• **Exercise**
Pull every line containing "picture" from the entries.

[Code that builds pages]
++++++
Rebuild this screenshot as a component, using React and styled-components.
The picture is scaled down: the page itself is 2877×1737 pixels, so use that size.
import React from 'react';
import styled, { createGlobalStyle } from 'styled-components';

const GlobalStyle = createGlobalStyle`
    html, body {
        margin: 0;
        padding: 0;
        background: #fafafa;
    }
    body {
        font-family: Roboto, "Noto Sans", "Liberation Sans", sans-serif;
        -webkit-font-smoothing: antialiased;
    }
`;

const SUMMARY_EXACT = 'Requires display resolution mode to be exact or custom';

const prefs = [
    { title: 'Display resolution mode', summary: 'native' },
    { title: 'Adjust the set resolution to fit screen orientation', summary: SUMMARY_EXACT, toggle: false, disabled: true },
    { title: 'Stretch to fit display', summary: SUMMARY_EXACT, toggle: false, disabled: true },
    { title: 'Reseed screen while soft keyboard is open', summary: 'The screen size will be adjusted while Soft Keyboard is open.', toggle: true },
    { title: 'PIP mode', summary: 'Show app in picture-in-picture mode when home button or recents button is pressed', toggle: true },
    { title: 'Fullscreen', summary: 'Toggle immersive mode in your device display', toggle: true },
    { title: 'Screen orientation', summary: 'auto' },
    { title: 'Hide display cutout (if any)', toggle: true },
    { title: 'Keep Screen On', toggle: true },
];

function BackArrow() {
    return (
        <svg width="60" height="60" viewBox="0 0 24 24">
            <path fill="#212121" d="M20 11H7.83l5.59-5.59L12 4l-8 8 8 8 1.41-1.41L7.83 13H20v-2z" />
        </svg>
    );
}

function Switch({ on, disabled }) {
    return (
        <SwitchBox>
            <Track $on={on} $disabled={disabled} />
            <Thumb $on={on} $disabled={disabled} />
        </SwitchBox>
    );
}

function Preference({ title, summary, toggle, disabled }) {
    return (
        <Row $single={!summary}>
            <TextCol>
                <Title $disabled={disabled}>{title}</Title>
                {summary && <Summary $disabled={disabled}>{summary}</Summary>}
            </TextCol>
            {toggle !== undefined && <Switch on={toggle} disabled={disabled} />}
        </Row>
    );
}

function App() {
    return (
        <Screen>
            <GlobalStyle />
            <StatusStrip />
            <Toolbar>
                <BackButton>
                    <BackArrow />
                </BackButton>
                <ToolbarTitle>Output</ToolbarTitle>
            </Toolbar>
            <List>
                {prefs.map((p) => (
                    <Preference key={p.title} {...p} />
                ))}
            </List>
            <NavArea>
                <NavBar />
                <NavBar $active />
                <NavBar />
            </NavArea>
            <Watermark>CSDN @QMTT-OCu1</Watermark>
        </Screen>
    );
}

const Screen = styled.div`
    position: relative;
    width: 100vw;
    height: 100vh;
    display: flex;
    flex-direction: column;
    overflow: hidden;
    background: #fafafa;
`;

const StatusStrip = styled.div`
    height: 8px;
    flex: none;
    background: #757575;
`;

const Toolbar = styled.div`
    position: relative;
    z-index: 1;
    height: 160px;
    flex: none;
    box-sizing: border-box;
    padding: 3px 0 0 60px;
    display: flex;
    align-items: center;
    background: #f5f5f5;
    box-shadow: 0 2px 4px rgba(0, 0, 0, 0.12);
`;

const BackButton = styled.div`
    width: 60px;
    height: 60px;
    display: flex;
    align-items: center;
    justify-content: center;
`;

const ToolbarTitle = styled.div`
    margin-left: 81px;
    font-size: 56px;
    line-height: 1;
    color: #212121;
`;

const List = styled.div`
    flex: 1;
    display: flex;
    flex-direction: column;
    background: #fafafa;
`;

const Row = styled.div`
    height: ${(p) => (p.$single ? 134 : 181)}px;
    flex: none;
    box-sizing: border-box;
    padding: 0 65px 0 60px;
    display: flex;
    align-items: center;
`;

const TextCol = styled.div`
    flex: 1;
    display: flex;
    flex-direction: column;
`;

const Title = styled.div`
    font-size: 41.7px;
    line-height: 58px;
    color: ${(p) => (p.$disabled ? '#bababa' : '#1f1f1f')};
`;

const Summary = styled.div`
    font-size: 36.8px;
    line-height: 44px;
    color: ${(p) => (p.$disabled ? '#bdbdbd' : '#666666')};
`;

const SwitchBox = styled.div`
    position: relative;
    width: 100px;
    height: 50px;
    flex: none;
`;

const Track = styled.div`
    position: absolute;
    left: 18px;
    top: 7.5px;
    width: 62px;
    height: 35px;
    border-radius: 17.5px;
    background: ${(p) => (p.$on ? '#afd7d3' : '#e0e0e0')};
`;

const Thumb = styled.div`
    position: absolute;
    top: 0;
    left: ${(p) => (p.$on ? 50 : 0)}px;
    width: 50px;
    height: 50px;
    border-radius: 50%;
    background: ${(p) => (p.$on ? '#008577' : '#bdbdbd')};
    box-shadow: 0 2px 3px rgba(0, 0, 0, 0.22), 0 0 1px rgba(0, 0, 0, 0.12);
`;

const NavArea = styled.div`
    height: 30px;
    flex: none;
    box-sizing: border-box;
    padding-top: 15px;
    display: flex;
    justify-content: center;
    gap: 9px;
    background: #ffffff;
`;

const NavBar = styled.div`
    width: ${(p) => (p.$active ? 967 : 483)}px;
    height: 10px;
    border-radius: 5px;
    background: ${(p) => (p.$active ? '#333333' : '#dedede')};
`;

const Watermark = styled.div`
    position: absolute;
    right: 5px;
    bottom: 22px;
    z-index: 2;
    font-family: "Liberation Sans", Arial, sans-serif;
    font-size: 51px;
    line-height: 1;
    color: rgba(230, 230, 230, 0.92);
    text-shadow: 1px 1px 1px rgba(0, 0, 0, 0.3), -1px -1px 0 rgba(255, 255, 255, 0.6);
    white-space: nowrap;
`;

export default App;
++++++
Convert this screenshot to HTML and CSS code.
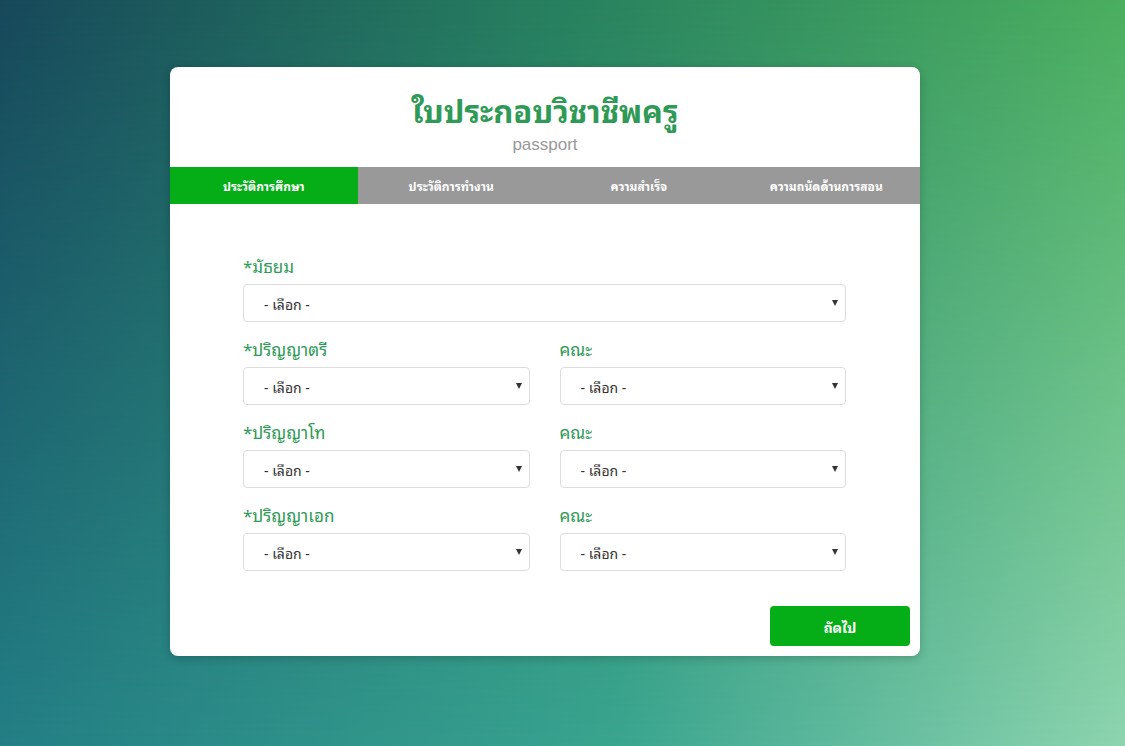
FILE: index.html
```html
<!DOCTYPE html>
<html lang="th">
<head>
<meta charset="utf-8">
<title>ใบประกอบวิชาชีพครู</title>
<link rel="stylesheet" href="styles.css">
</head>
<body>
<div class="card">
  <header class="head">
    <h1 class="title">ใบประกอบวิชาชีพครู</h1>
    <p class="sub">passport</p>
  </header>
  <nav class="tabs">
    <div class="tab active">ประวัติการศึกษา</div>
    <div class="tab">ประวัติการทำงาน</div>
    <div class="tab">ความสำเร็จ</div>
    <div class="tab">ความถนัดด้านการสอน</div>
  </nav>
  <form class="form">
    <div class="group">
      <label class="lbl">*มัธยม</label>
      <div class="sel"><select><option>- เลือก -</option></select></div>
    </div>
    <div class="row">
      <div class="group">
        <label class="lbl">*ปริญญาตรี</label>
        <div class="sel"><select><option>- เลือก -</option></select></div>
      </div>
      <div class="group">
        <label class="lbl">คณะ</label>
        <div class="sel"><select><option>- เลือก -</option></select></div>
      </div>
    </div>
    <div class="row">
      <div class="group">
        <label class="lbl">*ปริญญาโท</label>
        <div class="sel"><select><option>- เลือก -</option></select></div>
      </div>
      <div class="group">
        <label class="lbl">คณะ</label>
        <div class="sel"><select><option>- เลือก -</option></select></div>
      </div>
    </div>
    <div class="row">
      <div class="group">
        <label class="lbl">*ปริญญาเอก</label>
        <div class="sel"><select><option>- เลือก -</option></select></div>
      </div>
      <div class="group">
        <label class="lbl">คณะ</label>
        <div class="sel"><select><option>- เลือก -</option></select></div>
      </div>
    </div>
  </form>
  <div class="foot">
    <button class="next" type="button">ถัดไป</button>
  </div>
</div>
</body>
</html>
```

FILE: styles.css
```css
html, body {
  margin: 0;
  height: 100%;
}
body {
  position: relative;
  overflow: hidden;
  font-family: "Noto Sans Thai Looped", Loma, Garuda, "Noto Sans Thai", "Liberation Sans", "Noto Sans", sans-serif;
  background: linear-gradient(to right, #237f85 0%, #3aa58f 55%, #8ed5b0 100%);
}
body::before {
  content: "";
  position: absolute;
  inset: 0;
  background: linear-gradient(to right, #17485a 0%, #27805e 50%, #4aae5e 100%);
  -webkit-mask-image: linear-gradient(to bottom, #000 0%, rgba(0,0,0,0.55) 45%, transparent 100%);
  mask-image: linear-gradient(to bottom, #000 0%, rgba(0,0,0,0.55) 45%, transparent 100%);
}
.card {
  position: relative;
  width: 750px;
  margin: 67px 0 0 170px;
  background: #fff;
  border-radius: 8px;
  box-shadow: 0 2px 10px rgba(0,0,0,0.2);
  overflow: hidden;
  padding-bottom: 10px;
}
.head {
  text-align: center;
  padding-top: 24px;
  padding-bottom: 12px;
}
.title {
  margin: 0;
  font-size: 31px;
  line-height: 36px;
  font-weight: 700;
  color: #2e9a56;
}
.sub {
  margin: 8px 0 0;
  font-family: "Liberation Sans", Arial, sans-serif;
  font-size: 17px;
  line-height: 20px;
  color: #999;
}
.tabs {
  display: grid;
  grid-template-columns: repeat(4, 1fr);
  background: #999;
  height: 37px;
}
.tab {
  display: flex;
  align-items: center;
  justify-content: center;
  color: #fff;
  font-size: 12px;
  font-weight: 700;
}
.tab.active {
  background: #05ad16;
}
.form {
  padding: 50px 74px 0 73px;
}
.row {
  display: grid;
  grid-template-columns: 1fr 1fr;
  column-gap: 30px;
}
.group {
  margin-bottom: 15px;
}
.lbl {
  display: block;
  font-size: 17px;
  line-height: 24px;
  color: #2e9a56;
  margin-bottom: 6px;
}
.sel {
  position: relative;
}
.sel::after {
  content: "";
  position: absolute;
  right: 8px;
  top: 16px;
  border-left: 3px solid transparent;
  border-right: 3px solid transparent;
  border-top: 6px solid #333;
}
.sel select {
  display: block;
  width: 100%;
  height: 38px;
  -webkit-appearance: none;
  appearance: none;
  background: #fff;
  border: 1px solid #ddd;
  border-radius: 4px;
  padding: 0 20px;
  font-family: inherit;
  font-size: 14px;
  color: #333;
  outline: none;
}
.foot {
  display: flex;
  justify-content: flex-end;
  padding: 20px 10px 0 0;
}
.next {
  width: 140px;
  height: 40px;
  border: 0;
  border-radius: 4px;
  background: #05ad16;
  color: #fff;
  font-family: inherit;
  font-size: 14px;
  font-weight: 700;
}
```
++++++
• **Result of this task**
The picture is scaled down: the page itself is 2877×1737 pixels, so use that size.
    { title: 'PIP mode', summary: 'Show app in picture-in-picture mode when home button or recents button is pressed', toggle: true },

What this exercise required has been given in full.